Parmi les documents déjà connus et publiés, tout ou partie, figure dans ce numéro l’échange entre Jean-Louis Bory et Maurice Clavel (l’intervention du psychiatre Quentin Ritzen étant plus anecdotique) paru initialement dans Arts en 1961. Il a pour intérêt de s’intéresser à la révolution poétique célinienne, objet un peu perdu de vue dans le déluge éditorial de ce cinquantenaire. Les débatteurs n’en oublient pas d’interroger l’itinéraire idéologique de l’auteur et les facettes contradictoires du personnage. Jean-Louis Bory souligne utilement qu’il est impossible de se bricoler un petit Céline à soi, cohérent de bout en bout, et désigne le romancier, en une formule désormais célèbre, comme le “ Rabelais de l’ère atomique”. Maurice Clavel fait observer de son côté que Céline, dont on sait la propension à se vivre comme un miséreux, se réfère plus souvent qu’on ne le pense à l’esprit du premier christianisme. Bernanos sera sensible à cet aspect dans sa lecture de Voyage   . On peut rappeler que dans Mea culpa, Céline invoque, non sans provocation, les Pères de l’Église, fins connaisseurs de l’âme humaine, pour modérer les enthousiasmes suscités par la révolution russe.

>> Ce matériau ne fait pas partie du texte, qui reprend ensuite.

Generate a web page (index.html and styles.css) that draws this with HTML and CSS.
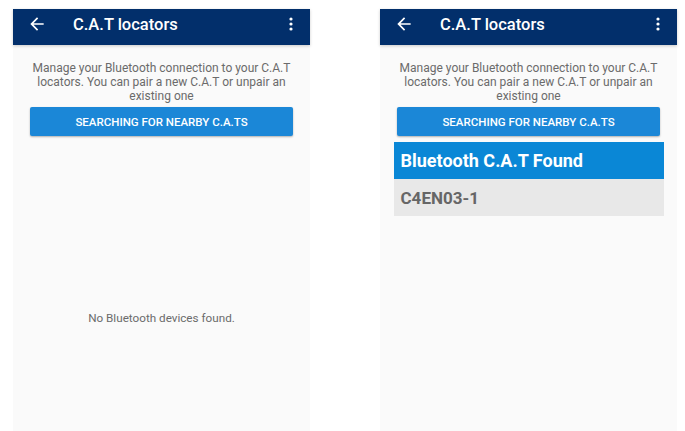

La dimension compassionnelle de l’œuvre et de l’homme est mise en doute, par André Derval, bien qu’elle semble difficile à contester, en particulier en ce qui concerne les enfants. Il suffit pour s’en convaincre de relire les passages consacrés à Bébert dans Voyage ou, dans Rigodon, à la bande d’enfants autistes. Si l’heure n’est plus, selon le critique, à prendre au sérieux le pacifisme de Céline, si sa revendication d’anarchisme relève avant tout d’une nostalgie pour la Belle Époque, Céline n’est pas pour autant récupérable par la droite extrême dont il ne partage ni le culte du chef ni de l’autorité, encore moins la fascination pour la violence. Qu’il soit permis, pour approfondir le sujet, de renvoyer aux analyses de Philippe Muray dont on imagine avec quelle ironie goguenarde il aurait considéré ces débats autour du cinquantenaire   .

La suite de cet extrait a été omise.